Fifth House Ensemble members performed Vox Balaenae Saturday night. Photo: Elliot Mandel

Donning black half-masks and performing in an aura of blue light (per the composer’s instructions), the musicians were equally committed to the theatrical elements of Crumb’s cetean evocation. Their subtle choreography of physical gestures and staging were as well-considered as the sounds they produced, and the players were in command not just of their sound, but of the ambience it created.

That atmosphere was not impervious to interruption, however. An errant cough from an audience member, while distracting, may be unavoidable; much more unfortunate, though, was the electronic hum emanating from one of the speakers, which was enough to keep the experience from reaching a level of fathomless immersion. 

The evening’s most expansive entry was Makrokosmos II, the first of two works for solo piano on this program. Falling into a lineage of keyboard works that originated with Bach’s Well-Tempered Clavier, Makrokosmos I and II survey the range of technical possibilities on the keyboard in a manner that pushes the envelope artistically—in this case, using an arsenal of plucked strings, harmonics, and additional implements (including a glass slide and a wooden mallet) to expand the piano’s sonic toolkit.

With an impressive resume that includes a number of Crumb world premieres, pianist Jeffrey Jacob seemed the man for the job. A technically sound pianist, Jacob recited the score’s litany of extended techniques with surety and poise; yet for all the mysticism suggested by the piece’s subtitle (Twelve Fantasy-Pieces after the Zodiac), this performance was missing a certain spark. In its most pedestrian moments, these extra-tonal elements lacked conviction, and came off like a string of sound effects rather than a true soliloquy of tone and timbre.

The movements with a more consistent musical character fared better, as in “Rain-Death Variations (Pisces),” which was enlivened by a spritely performance. Even among these, highlights did emerge: in “Voices from ‘Corona Borealis’ (Aquarius),” Jacob’s austere whistling cast an ominous shadow over a mélange of knocks, scrapes, and plucks from within the piano, and he brought an apocalyptic fire to the guttural rumblings of “Tora! Tora! Tora! (Scorpio)” that shook the stage.

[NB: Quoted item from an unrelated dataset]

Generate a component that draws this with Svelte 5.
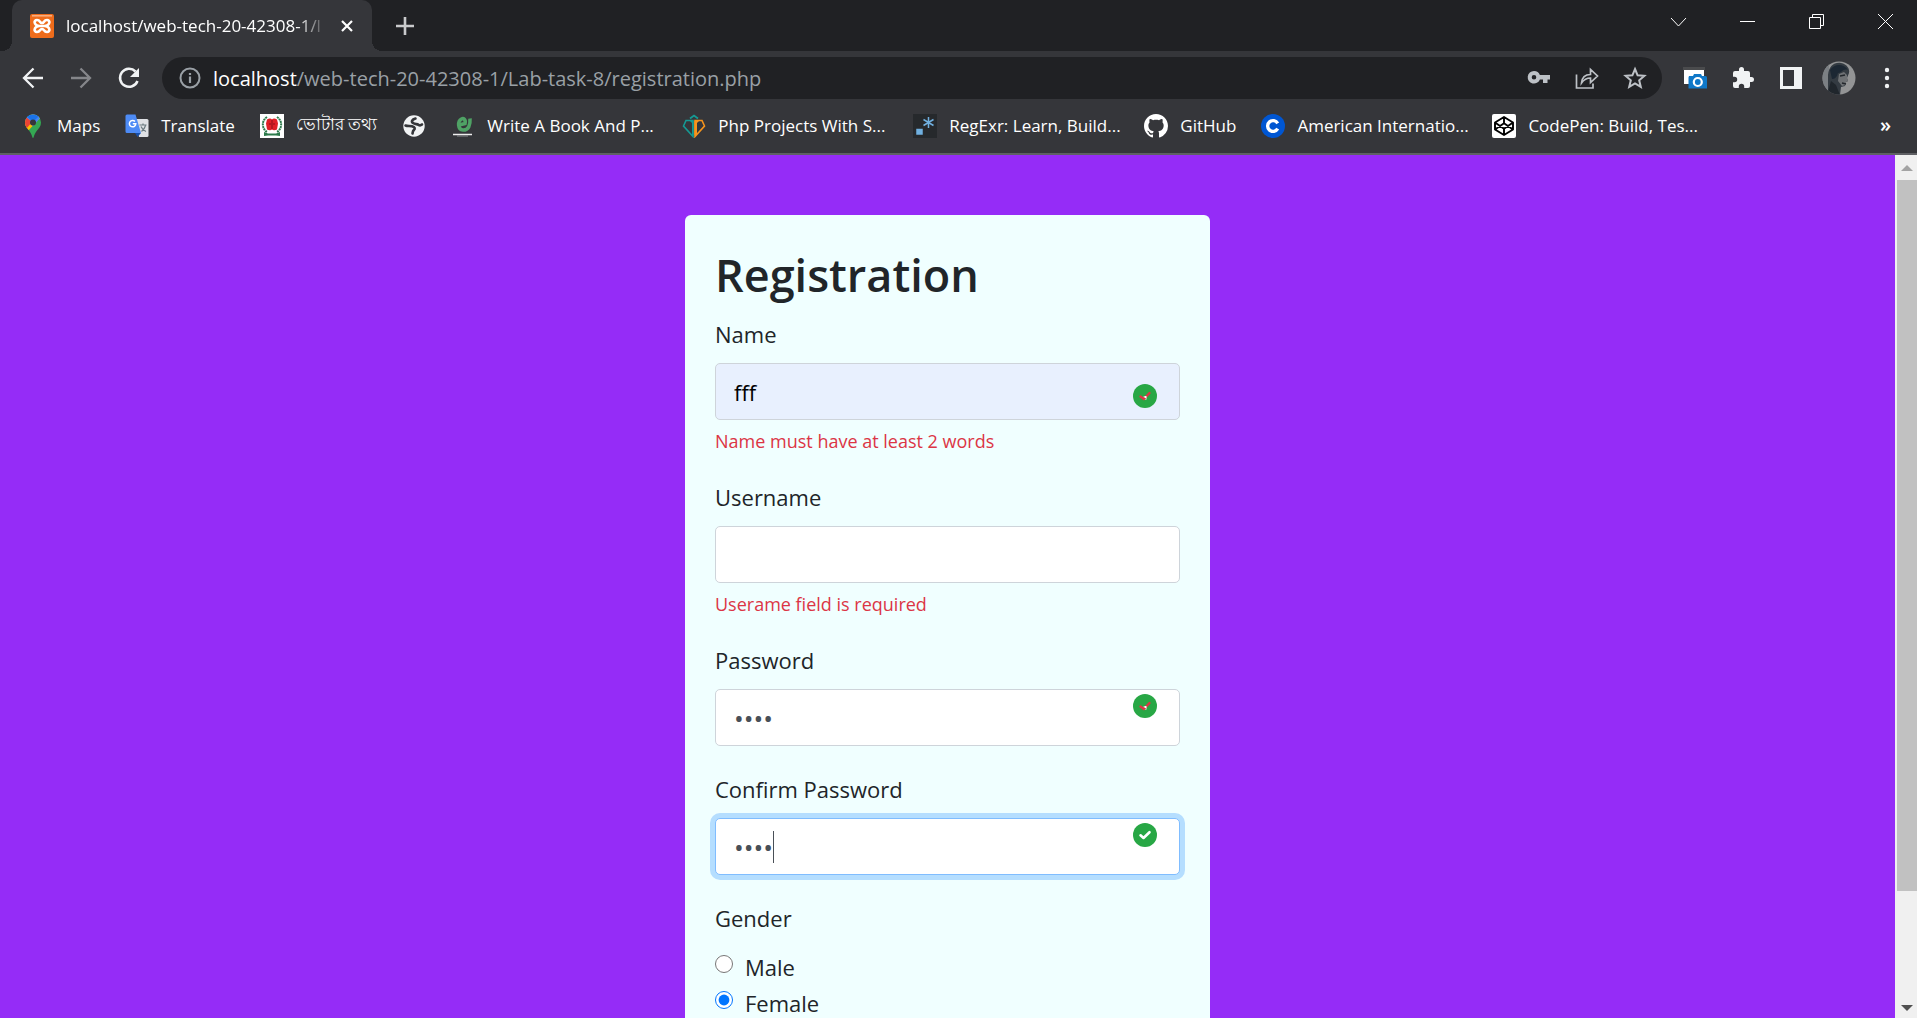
<script>
  let name = $state('fff');
  let username = $state('');
  let password = $state('1234');
  let confirm = $state('1234');
  let gender = $state('female');

  const bookmarks = [
    { id: 'maps', title: 'Maps' },
    { id: 'translate', title: 'Translate' },
    { id: 'voter', title: 'ভোটার তথ্য' },
    { id: 'globe', title: '' },
    { id: 'ebook', title: 'Write A Book And P...', long: true },
    { id: 'php', title: 'Php Projects With S...', long: true },
    { id: 'regexr', title: 'RegExr: Learn, Build...', long: true },
    { id: 'github', title: 'GitHub' },
    { id: 'coursera', title: 'American Internatio...', long: true },
    { id: 'codepen', title: 'CodePen: Build, Tes...', long: true }
  ];
</script>

{#snippet bookmarkIcon(id)}
  <svg class="icon" viewBox="0 0 24 24" aria-hidden="true">
    {#if id === 'maps'}
      <clipPath id="pin"><path d="M12 0.5a8 8 0 0 0-8 8c0 3.500 2 5.500 4 8 1.800 2.300 2.600 4 3.200 6.200.2.900.5 1.300.8 1.300s.6-.4.8-1.300c.6-2.200 1.400-3.900 3.200-6.200 2-2.500 4-4.500 4-8a8 8 0 0 0-8-8z" /></clipPath>
      <g clip-path="url(#pin)">
        <path d="M0 0h24v24H0z" fill="#34a853" />
        <path d="M20 0v3L6 18 0 10 10 0z" fill="#fbbc04" />
        <path d="M8 0h12v3l-8 9-8-6z" fill="#4285f4" />
        <path d="M0 0h6l-1 3 6 5-6 7-5-2z" fill="#ea4335" />
        <path d="M6 2.500 12 8l6-6-4-3H9z" fill="#1a73e8" />
      </g>
      <circle cx="12" cy="8.500" r="3" fill="#35363a" />
    {:else if id === 'translate'}
      <path d="M9 5h13a1.500 1.500 0 0 1 1.500 1.500v15A1.500 1.500 0 0 1 22 23h-8z" fill="#dfe1e5" />
      <path d="M10 19h6l-3.500 4z" fill="#174ea6" />
      <path d="M2 .5h8.500L16 19H2A1.500 1.500 0 0 1 .5 17.500V2A1.500 1.500 0 0 1 2 .5z" fill="#4d8bf5" />
      <path d="M10 7.500a3.200 3.200 0 1 0 .8 2.300H7.800" fill="none" stroke="#fff" stroke-width="1.500" />
      <path d="M14.500 11h7M18 9.500V11M16 12.500c1 2.500 2.500 4 5 5M20.500 11.500c-.8 3-2 4.500-4 6" fill="none" stroke="#6b7a80" stroke-width="1.200" />
    {:else if id === 'voter'}
      <path d="M0 0h24v24H0z" fill="#fff" />
      <path d="M7 3C1 7 2 15 7 18M17 3c6 4 5 12 0 15" fill="none" stroke="#2c7a4b" stroke-width="2" stroke-dasharray="2 .6" />
      <path d="M4 18l4 1.500h8l4-1.500v4l-4-.5H8L4 22z" fill="#2c7a4b" />
      <path d="M7 5.500c2-1.500 4-1.500 5 0 1-1.500 3-1.500 5 0l1 4-1 6c-2 1-4 1-5 0-1 1-3 1-5 0l-1-6z" fill="#e01f26" />
      <path d="M9 10h2M13 10h2M12 6v9" stroke="#8c1016" stroke-width="1" />
    {:else if id === 'globe'}
      <circle cx="12" cy="12" r="10.700" fill="#f1f3f4" />
      <path d="M13.500 4.500C10 5.500 9 7.500 11 9s4 .8 5.500 1.800 2.500.5 3.500-.3M3.500 11.500c2 .8 4.500.2 6.500.8 3 1 3.500 2.500 1.800 3.800-1.300 1-.8 2-1.300 3.400" fill="none" stroke="#35363a" stroke-width="2.600" stroke-linecap="round" stroke-linejoin="round" />
    {:else if id === 'ebook'}
      <path d="M8 11 14 9.500C15 5.500 12.500 4 10.500 5 6.500 7 6.500 15.500 12 16c5.500.3 7.500-5 7-11.500" fill="none" stroke="#4fa265" stroke-width="3.600" />
      <path d="M2 20.500h19" stroke="#eee" stroke-width="1.500" />
      <path d="M6 22h11" stroke="#8a8b8e" stroke-width="1" />
    {:else if id === 'php'}
      <path d="M8 4.500 12 1.500l4 3" fill="none" stroke="#159a94" stroke-width="1.800" />
      <path d="M4 6.500h7v16L1.500 12z" fill="none" stroke="#159a94" stroke-width="1.600" />
      <path d="M8 7h3.500v15H10V9z" fill="#159a94" />
      <path d="M13 6.500h7l2.500 5.500L13 22.500z" fill="none" stroke="#f7941d" stroke-width="1.600" />
      <path d="M12.500 7H17l-2 2v12h-2.500z" fill="#f7941d" />
    {:else if id === 'regexr'}
      <path d="M0 0h24v24H0z" fill="#26292c" />
      <path d="M4 15.500h5v4.500H4zM15.500 3v11M10.500 5.500l10 6M20.500 5.500l-10 6" fill="#70b0e0" stroke="#70b0e0" stroke-width="1.500" />
    {:else if id === 'github'}
      <path fill="#fff" d="M12 0C5.370 0 0 5.370 0 12c0 5.310 3.435 9.795 8.205 11.385.6.105.825-.255.825-.57 0-.285-.015-1.230-.015-2.235-3.015.555-3.795-.735-4.035-1.410-.135-.345-.72-1.410-1.230-1.695-.42-.225-1.020-.78-.015-.795.945-.015 1.620.87 1.845 1.230 1.080 1.815 2.805 1.305 3.495.99.105-.78.42-1.305.765-1.605-2.670-.3-5.460-1.335-5.460-5.925 0-1.305.465-2.385 1.230-3.225-.12-.3-.54-1.530.12-3.180 0 0 1.005-.315 3.300 1.230.96-.27 1.980-.405 3-.405s2.040.135 3 .405c2.295-1.560 3.300-1.230 3.300-1.230.66 1.650.24 2.880.12 3.180.765.84 1.230 1.905 1.230 3.225 0 4.605-2.805 5.625-5.475 5.925.435.375.81 1.095.81 2.220 0 1.605-.015 2.895-.015 3.300 0 .315.225.69.825.57A12.020 12.020 0 0 0 24 12c0-6.630-5.370-12-12-12z" />
    {:else if id === 'coursera'}
      <circle cx="12" cy="12" r="12" fill="#0056d2" />
      <path d="M16.700 9.300A5.400 5.400 0 1 0 16.700 14.700" fill="none" stroke="#fff" stroke-width="3.400" />
    {:else if id === 'codepen'}
      <rect width="24" height="24" rx="2" fill="#fff" />
      <path d="M12 3l9 5.500v7L12 21l-9-5.500v-7zM12 3v6M12 15v6M3 8.500l9 6.300 9-6.300M3 15.500l9-6.300 9 6.300" fill="none" stroke="#000" stroke-width="1.900" stroke-linejoin="round" />
    {/if}
  </svg>
{/snippet}

{#snippet validMark(tone)}
  <svg class="mark" viewBox="0 0 24 24" aria-hidden="true">
    <circle cx="12" cy="12" r="12" fill="#28a745" />
    {#if tone === 'mixed'}
      <path d="M10.500 12.500h3v3h-3z" fill="#fff" />
      <path d="M7.500 12.500 10.800 15 16.500 9" fill="none" stroke="#dc3545" stroke-width="2.400" stroke-linecap="round" />
      <path d="M11.500 12h2v2h-2z" fill="#fff" />
    {:else}
      <path d="M7.500 12.300 10.500 15 16.500 9.200" fill="none" stroke="#fff" stroke-width="2.600" stroke-linecap="round" stroke-linejoin="round" />
    {/if}
  </svg>
{/snippet}

<div class="browser">
  <header>
    <div class="tabstrip">
      <div class="tab">
        <svg class="icon" viewBox="0 0 24 24" aria-hidden="true">
          <rect width="24" height="24" rx="2" fill="#ee6c1b" />
          <path d="M2 1.800h20" stroke="#f9b184" stroke-width="1.500" />
          <path d="M9 12h6M9 12c-5.500-1-5.500-6-2-6s2.500 3 5 3 1.500-3 5-3 3.500 5-2 6c5.500 1 5.500 6 2 6s-2.500-3-5-3-1.500 3-5 3-3.500-5 2-6z" fill="none" stroke="#fff" stroke-width="2.600" stroke-linejoin="round" />
        </svg>
        <span class="tab-title">localhost/web-tech-20-42308-1/l</span>
        <button class="tab-close" aria-label="Close tab">
          <svg viewBox="0 0 14 14"><path d="M2 2l10 10M12 2 2 12" stroke="#fff" stroke-width="2.200" /></svg>
        </button>
      </div>
      <button class="new-tab" aria-label="New tab">
        <svg viewBox="0 0 20 20"><path d="M10 1v18M1 10h18" stroke="#c9cacc" stroke-width="2.600" /></svg>
      </button>
      <div class="window-controls">
        <button aria-label="Search tabs"><svg viewBox="0 0 17 17"><path d="M1 5l7.500 8L16 5" /></svg></button>
        <button aria-label="Minimize"><svg viewBox="0 0 17 17"><path d="M1 8.500h15" /></svg></button>
        <button aria-label="Restore"><svg viewBox="0 0 17 17"><path d="M1.500 4.500h11v11h-11zM4.500 4V1.500h11v11H13" /></svg></button>
        <button aria-label="Close window"><svg viewBox="0 0 17 17"><path d="M1 1l15 15M16 1 1 16" /></svg></button>
      </div>
    </div>

    <div class="toolbar">
      <button class="tool" aria-label="Back"><svg class="icon" viewBox="0 0 24 24"><path d="M22 12H3.500M12.500 2.500 3 12l9.500 9.500" fill="none" stroke="#f1f3f4" stroke-width="2.300" /></svg></button>
      <button class="tool" aria-label="Forward"><svg class="icon" viewBox="0 0 24 24"><path d="M2 12h18.500M11.500 2.500 21 12l-9.500 9.500" fill="none" stroke="#85868a" stroke-width="2.300" /></svg></button>
      <button class="tool" aria-label="Reload"><svg class="icon" viewBox="0 0 24 24"><path d="M20.500 15A9 9 0 1 1 18.500 5.500" fill="none" stroke="#f1f3f4" stroke-width="2.500" /><path d="M22 2v9h-9z" fill="#f1f3f4" /></svg></button>
      <div class="omnibox">
        <svg class="icon" viewBox="0 0 24 24" aria-hidden="true"><circle cx="12" cy="12" r="9.500" fill="none" stroke="#9aa0a6" stroke-width="2" /><path d="M12 10.500V17M12 7v2" stroke="#9aa0a6" stroke-width="2.200" /></svg>
        <span class="url"><b>localhost</b>/web-tech-20-42308-1/Lab-task-8/registration.php</span>
        <button class="tool" aria-label="Passwords"><svg class="icon" viewBox="0 0 24 24"><path fill="#bdc1c6" fill-rule="evenodd" d="M7 5a6.300 6.300 0 1 0 5.900 8.500H16V17h4.500v-3.500H23V9H12.900A6.300 6.300 0 0 0 7 5zm0 4a2.300 2.300 0 1 1 0 4.600A2.300 2.300 0 0 1 7 9z" /></svg></button>
        <button class="tool" aria-label="Share"><svg class="icon" viewBox="0 0 24 24"><path d="M1.500 8.500v13.500h16.500v-4.500M6.500 17c.5-6 4-8.500 9-8.500V3.500L22.500 10l-7 6.500V12c-4 0-6.500 1.500-9 5z" fill="none" stroke="#bdc1c6" stroke-width="1.700" /></svg></button>
        <button class="tool" aria-label="Bookmark this page"><svg class="icon" viewBox="0 0 24 24"><path d="M12 3l2.600 6.300 6.800.5-5.200 4.500 1.600 6.600L12 17.400l-5.800 3.500 1.600-6.600L2.600 9.800l6.800-.5z" fill="none" stroke="#bdc1c6" stroke-width="2" /></svg></button>
      </div>
      <button class="tool" aria-label="Screenshot extension"><svg class="icon" viewBox="0 0 24 24"><path d="M0 1h22v3H0z" fill="#4a4b4d" /><path d="M1 4h20v14H1z" fill="#fff" /><path d="M6 10h4l1-2h7l1 2h3.500a1.500 1.500 0 0 1 1.500 1.500v11H5.500V11.500z" fill="#0f78c8" /><circle cx="14.800" cy="16" r="4" fill="none" stroke="#fff" stroke-width="2.200" /></svg></button>
      <button class="tool" aria-label="Extensions"><svg class="icon" viewBox="0 0 24 24"><path fill="#f1f3f4" d="M20.500 11H19V7a2 2 0 0 0-2-2h-4V3.500a2.500 2.500 0 0 0-5 0V5H4a2 2 0 0 0-2 2v3.800h1.500a2.700 2.700 0 0 1 0 5.400H2V20a2 2 0 0 0 2 2h3.800v-1.500a2.700 2.700 0 0 1 5.400 0V22H17a2 2 0 0 0 2-2v-4h1.500a2.500 2.500 0 0 0 0-5z" /></svg></button>
      <button class="tool" aria-label="Side panel"><svg class="icon" viewBox="0 0 24 24"><path fill="#f1f3f4" fill-rule="evenodd" d="M1 1h22v22H1zM4 4v16h11V4z" /></svg></button>
      <button class="tool" aria-label="Profile">
        <svg class="avatar" viewBox="0 0 34 34">
          <clipPath id="face"><circle cx="17" cy="17" r="16.500" /></clipPath>
          <g clip-path="url(#face)">
            <path d="M0 0h34v34H0z" fill="#939495" />
            <path d="M0 0h7v34H0z" fill="#7c8084" />
            <path d="M6 34V14C7 5 12 1 19 2c6 1 9 6 8 10l-2 5 1 3-2 1-1 4-4 1-1 8z" fill="#343b42" />
            <path d="M17 13l5-2 3 3v3l1 3-2 1v3l-4 1-4-5z" fill="#6f7275" />
            <path d="M8 9c5-7 14-6 18 0-5-2-6 3-10 3-1 4-3 6-6 6z" fill="#1c2733" />
            <path d="M9 20l5 4 4 10H5z" fill="#20262c" />
            <path d="M18 15l5-1M20 22l4 1" stroke="#22272c" stroke-width="1.500" />
          </g>
        </svg>
      </button>
      <button class="tool" aria-label="Menu"><svg class="icon" viewBox="0 0 24 24"><circle cx="12" cy="4" r="2.200" fill="#f1f3f4" /><circle cx="12" cy="12" r="2.200" fill="#f1f3f4" /><circle cx="12" cy="20" r="2.200" fill="#f1f3f4" /></svg></button>
    </div>

    <nav class="bookmarks" aria-label="Bookmarks">
      {#each bookmarks as mark}
        <a href="#{mark.id}" class:long={mark.long} aria-label={mark.title || mark.id}>
          {@render bookmarkIcon(mark.id)}
          {#if mark.title}<span>{mark.title}</span>{/if}
        </a>
      {/each}
      <button class="more" aria-label="More bookmarks">»</button>
    </nav>
  </header>

  <div class="viewport">
    <main>
      <form class="card">
        <h1>Registration</h1>

        <div class="field">
          <label for="name">Name</label>
          <div class="control">
            <input id="name" class="autofilled" type="text" bind:value={name} />
            {@render validMark('mixed')}
          </div>
          <p class="error">Name must have at least 2 words</p>
        </div>

        <div class="field">
          <label for="username">Username</label>
          <div class="control">
            <input id="username" type="text" bind:value={username} />
          </div>
          <p class="error">Userame field is required</p>
        </div>

        <div class="field">
          <label for="password">Password</label>
          <div class="control high">
            <input id="password" type="password" autocomplete="off" bind:value={password} />
            {@render validMark('mixed')}
          </div>
        </div>

        <div class="field">
          <label for="confirm">Confirm Password</label>
          <div class="control high">
            <input id="confirm" class="active" type="password" autocomplete="off" bind:value={confirm} />
            <span class="caret"></span>
            {@render validMark('plain')}
          </div>
        </div>

        <fieldset>
          <legend>Gender</legend>
          <label class="radio"><input type="radio" name="gender" value="male" bind:group={gender} />Male</label>
          <label class="radio"><input type="radio" name="gender" value="female" bind:group={gender} />Female</label>
        </fieldset>
      </form>
    </main>
    <div class="scrollbar" aria-hidden="true">
      <svg class="arrow up" viewBox="0 0 12 6"><path d="M0 6 6 0l6 6z" /></svg>
      <div class="thumb"></div>
      <div class="rest"></div>
      <svg class="arrow down" viewBox="0 0 12 6"><path d="M0 0h12L6 6z" /></svg>
    </div>
  </div>
</div>

<style>
  :global(body) {
    margin: 0;
    overflow: hidden;
  }

  .browser {
    display: flex;
    flex-direction: column;
    height: 100vh;
    font-family: 'Open Sans', 'Noto Sans', sans-serif;
    color: #212529;
  }

  .browser :global(*) {
    box-sizing: border-box;
  }

  svg {
    display: block;
    flex: none;
  }

  button {
    display: flex;
    align-items: center;
    justify-content: center;
    flex: none;
    padding: 0;
    border: 0;
    background: none;
    font: inherit;
    color: inherit;
  }

  header {
    flex: none;
    background: #35363a;
    border-bottom: 2px solid #5f6064;
    overflow: hidden;
  }

  .icon {
    width: 24px;
    height: 24px;
  }

  .tabstrip {
    display: flex;
    height: 51px;
    padding-left: 12px;
    background: #202124;
  }

  .tab {
    position: relative;
    display: flex;
    align-items: center;
    gap: 12px;
    width: 360px;
    padding: 0 18px;
    border-radius: 10px 10px 0 0;
    background: #35363a;
    color: #fff;
    font-size: 17px;
  }

  .tab::before,
  .tab::after {
    content: '';
    position: absolute;
    bottom: 0;
    width: 10px;
    height: 10px;
  }

  .tab::before {
    right: 100%;
    background: radial-gradient(circle at 0 0, #202124 10px, #35363a 10px);
  }

  .tab::after {
    left: 100%;
    background: radial-gradient(circle at 100% 0, #202124 10px, #35363a 10px);
  }

  .tab-title {
    flex: 1;
    white-space: nowrap;
    mask-image: linear-gradient(to right, #000 88%, transparent);
  }

  .tab-close svg {
    width: 14px;
    height: 14px;
  }

  .new-tab {
    margin-left: 23px;
  }

  .new-tab svg {
    width: 20px;
    height: 20px;
  }

  .window-controls {
    display: flex;
    margin: 0 -3px 0 auto;
  }

  .window-controls button {
    width: 69px;
    height: 43px;
  }

  .window-controls svg {
    width: 17px;
    height: 17px;
    fill: none;
    stroke: #fff;
    stroke-width: 1;
  }

  .toolbar {
    display: flex;
    align-items: center;
    height: 54px;
    padding: 0 6px 0 9px;
  }

  .tool {
    width: 48px;
    height: 42px;
  }

  .omnibox {
    display: flex;
    align-items: center;
    flex: 1;
    height: 42px;
    margin: 0 9px;
    padding: 0 3px 0 16px;
    border-radius: 21px;
    background: #202124;
  }

  .url {
    flex: 1;
    margin-left: 11px;
    font-size: 20px;
    color: #9aa0a6;
    white-space: nowrap;
  }

  .url b {
    font-weight: 400;
    color: #fff;
  }

  .avatar {
    width: 34px;
    height: 34px;
  }

  .bookmarks {
    display: flex;
    align-items: center;
    gap: 25px;
    height: 48px;
    padding: 0 26px 6px 21px;
    color: #fff;
    font-size: 17px;
  }

  .bookmarks a {
    display: flex;
    align-items: center;
    gap: 12px;
    color: inherit;
    text-decoration: none;
    white-space: nowrap;
  }

  .bookmarks span {
    padding-bottom: 2px;
  }

  .bookmarks .long {
    width: 206px;
  }

  .more {
    margin-left: auto;
    padding-bottom: 4px;
    font-size: 20px;
    font-weight: 600;
  }

  .viewport {
    display: flex;
    flex: 1;
    min-height: 0;
  }

  main {
    flex: 1;
    padding: 60px 20px 0;
    background: #952cf7;
    overflow: hidden;
  }

  .card {
    max-width: 525px;
    margin: 0 auto;
    padding: 30px;
    border-radius: 6px;
    background: #f0ffff;
    font-size: 22px;
  }

  h1 {
    margin: 0 0 12px;
    font-size: 45px;
    line-height: 60px;
    font-weight: 600;
  }

  .field {
    margin-bottom: 26px;
  }

  .field label,
  legend {
    display: block;
    padding: 0;
    line-height: 34px;
  }

  .control {
    position: relative;
    margin-top: 12px;
  }

  .control input {
    display: block;
    width: 100%;
    height: 57px;
    padding: 0 18px;
    border: 1px solid #ced4da;
    border-radius: 5px;
    background: #fff;
    font: inherit;
    color: #495057;
    outline: none;
  }

  .control input[type='password'] {
    font-size: 26px;
  }

  .control .autofilled {
    background: #e8f0fe;
    color: #000;
  }

  .control .active {
    border-color: #80bdff;
    box-shadow: 0 0 0 5px #b5deff;
  }

  .mark {
    position: absolute;
    top: 21px;
    right: 23px;
    width: 24px;
    height: 24px;
  }

  .high .mark {
    top: 5px;
  }

  .caret {
    position: absolute;
    top: 13px;
    left: 58px;
    width: 1px;
    height: 32px;
    background: #495057;
  }

  .error {
    margin: 9px 0 0;
    padding-bottom: 1px;
    font-size: 18px;
    line-height: 24px;
    color: #dc3545;
  }

  fieldset {
    margin: 0;
    padding: 0;
    border: 0;
  }

  legend {
    margin-bottom: 14px;
  }

  .radio {
    display: flex;
    gap: 12px;
    line-height: 36px;
  }

  .radio input {
    width: 18px;
    height: 18px;
    margin: 6px 0 0;
    accent-color: #0075ff;
  }

  .scrollbar {
    display: flex;
    flex-direction: column;
    align-items: center;
    width: 22px;
    padding: 10px 0 7px 2px;
    background: #f0f0f0;
  }

  .arrow {
    width: 12px;
    height: 6px;
    fill: #505050;
  }

  .up {
    margin-bottom: 9px;
    fill: #a3a3a3;
  }

  .thumb {
    flex: 7;
    width: 100%;
    background: #c1c1c1;
  }

  .rest {
    flex: 1;
    margin-bottom: 12px;
  }
</style>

Katherine Petersen performed Eine Kleine Mitternacht Musik. Photo: Elliot Mandel 

The other solo piano work, Eine Kleine Mitternacht Musik, was the only piece on the program composed after the turn of the millennium. A set of variations on Thelonious Monk’s “’Round Midnight,” Eine Kleine Mitternacht Musik refracts the jazz composer’s melancholy theme through Crumb’s own idiomatic timbral vocabulary, at once suggesting heartbroken sleeplessness and things that go bump in the night. Pianist Katherine Peterson delivered a standout reading, both in tracing the jazz standard’s delicate melody among Crumb’s angular figurings and in the meaty open-voiced chords that suggest Monk’s own harmonic sensibilities.

James Setapen conducted the ensemble including mezzo-soprano soloist Barbara Ann Martin (left) in Night of the Four Moons. Photo: Elliot Mandel

Appropriately marking another recent anniversary was Night of the Four Moons, which Crumb composed in 1969 as a wry commentary on the Apollo 11 mission. Mezzo-soprano Barbara Ann Martin—another Crumb specialist—excelled in these settings on poems of Federico Garcia Lorca, demonstrating a firm grip on both the piece’s technical demands and the inherent irony of the text. Conductor James Setapen led an ensemble of flute, cello, banjo, and percussion which wove an exotic and eerie backdrop behind Martin’s vocalism, with particularly haunting incantations from flutist Caroline Pittman threading silvery arabesques through the texture.

Though the quality of performance was consistently high throughout the evening, credit is most due to the Music Institute of Chicago (as well as the American Music Project, which funded this festival). Not only did MIC organize a thoughtful tribute to one of the most consequential composers of our time, but it recognized the timeliness of such an occasion, giving the composer’s 90th birthday season its just due while such a singular musician as George Crumb is still in our midst.